→ **THE TASK**
Look through the listing for the word "components". Copy each line that has it.
BEGIN MATERIAL FOR THIS TASK
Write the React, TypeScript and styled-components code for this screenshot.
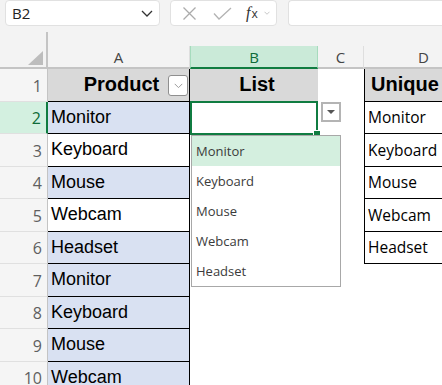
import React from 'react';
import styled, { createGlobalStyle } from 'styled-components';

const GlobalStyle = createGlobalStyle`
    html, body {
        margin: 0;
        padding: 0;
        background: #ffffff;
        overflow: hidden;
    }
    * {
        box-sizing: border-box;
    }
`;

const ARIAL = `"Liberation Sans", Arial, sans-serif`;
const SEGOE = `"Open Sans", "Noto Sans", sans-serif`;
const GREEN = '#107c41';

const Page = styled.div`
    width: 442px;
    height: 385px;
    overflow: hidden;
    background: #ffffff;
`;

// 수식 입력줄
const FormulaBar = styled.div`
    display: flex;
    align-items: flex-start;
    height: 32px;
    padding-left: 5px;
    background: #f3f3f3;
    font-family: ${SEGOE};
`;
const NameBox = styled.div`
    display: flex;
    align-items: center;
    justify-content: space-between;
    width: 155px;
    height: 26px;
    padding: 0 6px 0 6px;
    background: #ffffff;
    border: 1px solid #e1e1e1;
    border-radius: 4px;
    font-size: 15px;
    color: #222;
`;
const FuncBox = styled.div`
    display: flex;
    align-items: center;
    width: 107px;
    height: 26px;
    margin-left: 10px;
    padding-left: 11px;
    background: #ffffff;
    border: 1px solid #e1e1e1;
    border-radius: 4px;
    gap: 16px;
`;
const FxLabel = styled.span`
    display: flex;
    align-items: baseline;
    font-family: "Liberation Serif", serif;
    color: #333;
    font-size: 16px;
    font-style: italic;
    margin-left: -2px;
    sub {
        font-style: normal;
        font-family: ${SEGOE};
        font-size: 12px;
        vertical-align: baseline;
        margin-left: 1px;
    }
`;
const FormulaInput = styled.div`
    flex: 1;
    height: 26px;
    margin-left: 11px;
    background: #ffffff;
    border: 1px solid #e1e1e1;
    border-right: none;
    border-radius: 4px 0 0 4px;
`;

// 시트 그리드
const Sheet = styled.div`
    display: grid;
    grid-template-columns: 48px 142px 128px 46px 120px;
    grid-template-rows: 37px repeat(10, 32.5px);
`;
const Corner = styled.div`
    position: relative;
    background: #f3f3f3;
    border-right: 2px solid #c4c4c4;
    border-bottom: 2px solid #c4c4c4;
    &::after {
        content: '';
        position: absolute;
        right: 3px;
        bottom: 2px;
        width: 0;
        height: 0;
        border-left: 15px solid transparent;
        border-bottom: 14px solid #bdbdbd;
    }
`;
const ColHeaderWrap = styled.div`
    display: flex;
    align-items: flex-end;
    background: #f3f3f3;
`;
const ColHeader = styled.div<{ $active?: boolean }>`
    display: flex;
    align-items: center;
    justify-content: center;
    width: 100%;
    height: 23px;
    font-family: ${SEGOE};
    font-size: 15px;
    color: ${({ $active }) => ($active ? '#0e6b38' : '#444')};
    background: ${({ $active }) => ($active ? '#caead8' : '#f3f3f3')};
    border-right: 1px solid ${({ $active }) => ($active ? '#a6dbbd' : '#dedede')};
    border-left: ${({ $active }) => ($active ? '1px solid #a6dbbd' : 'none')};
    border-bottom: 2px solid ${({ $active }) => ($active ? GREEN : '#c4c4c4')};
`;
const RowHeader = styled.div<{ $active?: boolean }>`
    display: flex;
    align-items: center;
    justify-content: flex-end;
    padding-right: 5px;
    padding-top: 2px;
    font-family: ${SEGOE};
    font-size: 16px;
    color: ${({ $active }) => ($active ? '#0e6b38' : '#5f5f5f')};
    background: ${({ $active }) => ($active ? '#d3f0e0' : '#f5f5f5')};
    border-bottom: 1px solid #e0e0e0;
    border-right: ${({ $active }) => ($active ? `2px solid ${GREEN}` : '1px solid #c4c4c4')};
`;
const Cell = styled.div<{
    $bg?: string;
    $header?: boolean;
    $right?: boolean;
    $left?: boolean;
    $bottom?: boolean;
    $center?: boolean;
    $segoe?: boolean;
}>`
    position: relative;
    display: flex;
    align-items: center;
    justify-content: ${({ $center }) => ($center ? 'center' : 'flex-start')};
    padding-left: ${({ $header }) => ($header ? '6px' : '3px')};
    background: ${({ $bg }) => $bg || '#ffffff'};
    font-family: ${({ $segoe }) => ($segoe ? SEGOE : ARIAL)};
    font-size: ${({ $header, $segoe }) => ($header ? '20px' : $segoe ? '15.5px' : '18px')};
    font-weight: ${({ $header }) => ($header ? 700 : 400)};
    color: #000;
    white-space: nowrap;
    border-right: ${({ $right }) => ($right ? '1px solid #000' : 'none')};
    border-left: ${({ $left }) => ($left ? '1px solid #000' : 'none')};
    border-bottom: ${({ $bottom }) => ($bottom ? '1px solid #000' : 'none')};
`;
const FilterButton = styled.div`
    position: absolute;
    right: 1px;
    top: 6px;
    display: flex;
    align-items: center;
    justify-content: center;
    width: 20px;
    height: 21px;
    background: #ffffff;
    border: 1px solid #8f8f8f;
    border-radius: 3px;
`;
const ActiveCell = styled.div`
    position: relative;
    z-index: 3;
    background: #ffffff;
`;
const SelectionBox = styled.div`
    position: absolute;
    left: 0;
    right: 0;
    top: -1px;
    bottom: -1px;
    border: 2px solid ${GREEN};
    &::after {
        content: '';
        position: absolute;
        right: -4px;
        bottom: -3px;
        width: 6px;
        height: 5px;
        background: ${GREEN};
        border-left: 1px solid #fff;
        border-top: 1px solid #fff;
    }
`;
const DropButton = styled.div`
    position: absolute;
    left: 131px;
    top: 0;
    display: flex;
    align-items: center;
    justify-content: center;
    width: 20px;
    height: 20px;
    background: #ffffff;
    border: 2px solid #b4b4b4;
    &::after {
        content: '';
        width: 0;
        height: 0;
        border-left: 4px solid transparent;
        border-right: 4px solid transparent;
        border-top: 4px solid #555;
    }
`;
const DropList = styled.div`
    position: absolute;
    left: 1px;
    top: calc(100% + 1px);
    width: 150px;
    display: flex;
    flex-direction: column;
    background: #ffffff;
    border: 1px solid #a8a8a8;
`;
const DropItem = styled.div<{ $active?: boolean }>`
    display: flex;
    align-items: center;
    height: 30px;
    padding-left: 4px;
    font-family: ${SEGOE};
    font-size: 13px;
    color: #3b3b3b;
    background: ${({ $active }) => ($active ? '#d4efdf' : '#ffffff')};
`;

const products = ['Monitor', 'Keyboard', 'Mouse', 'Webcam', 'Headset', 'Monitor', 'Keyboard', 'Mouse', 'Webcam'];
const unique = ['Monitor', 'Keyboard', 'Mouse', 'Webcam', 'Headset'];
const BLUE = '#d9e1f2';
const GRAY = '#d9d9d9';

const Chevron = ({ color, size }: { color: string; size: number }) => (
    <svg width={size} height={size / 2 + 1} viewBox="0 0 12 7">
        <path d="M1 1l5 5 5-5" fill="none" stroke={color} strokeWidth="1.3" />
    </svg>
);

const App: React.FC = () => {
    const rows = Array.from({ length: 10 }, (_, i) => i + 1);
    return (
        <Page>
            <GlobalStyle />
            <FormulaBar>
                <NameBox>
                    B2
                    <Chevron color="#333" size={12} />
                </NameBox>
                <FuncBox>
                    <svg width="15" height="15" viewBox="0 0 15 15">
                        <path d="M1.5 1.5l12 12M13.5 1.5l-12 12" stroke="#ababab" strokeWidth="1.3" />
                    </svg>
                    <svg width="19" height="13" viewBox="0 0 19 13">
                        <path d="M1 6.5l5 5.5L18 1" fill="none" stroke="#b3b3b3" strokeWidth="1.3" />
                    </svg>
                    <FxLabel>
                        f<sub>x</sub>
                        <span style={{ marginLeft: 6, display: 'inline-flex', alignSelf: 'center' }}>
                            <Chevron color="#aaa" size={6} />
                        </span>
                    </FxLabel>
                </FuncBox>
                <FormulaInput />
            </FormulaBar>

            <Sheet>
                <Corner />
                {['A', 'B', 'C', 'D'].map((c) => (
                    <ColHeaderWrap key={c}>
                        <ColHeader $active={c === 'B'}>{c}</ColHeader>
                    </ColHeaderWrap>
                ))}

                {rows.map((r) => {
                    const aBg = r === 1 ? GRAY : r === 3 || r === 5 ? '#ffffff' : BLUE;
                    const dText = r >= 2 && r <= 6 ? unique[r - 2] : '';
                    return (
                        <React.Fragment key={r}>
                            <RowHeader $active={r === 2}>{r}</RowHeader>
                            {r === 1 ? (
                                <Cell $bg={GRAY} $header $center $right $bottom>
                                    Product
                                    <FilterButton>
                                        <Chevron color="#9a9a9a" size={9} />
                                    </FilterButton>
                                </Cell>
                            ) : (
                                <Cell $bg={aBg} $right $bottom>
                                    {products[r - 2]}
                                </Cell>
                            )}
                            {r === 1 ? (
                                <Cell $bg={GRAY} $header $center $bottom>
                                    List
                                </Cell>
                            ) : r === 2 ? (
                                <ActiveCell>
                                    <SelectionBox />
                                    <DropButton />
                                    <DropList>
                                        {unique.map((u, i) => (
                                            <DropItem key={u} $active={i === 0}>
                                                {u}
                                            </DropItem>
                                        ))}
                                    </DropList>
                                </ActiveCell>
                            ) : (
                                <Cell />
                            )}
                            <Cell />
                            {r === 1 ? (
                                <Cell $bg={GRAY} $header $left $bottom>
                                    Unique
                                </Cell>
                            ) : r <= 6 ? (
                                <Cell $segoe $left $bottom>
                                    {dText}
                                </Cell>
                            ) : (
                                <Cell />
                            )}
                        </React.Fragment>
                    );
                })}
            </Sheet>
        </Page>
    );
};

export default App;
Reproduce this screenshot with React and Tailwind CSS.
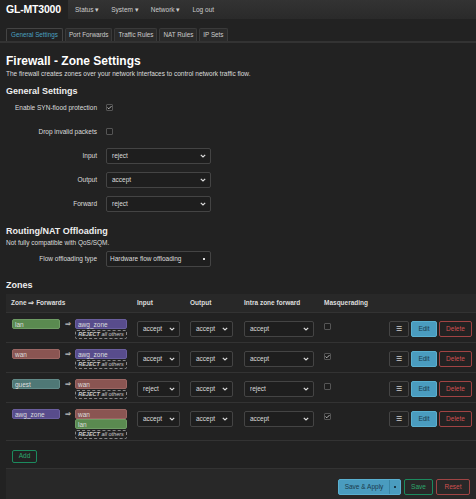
END MATERIAL FOR THIS TASK
→ **SOLUTION BELOW**
Write the React, TypeScript and styled-components code for this screenshot.
import styled, { createGlobalStyle } from 'styled-components';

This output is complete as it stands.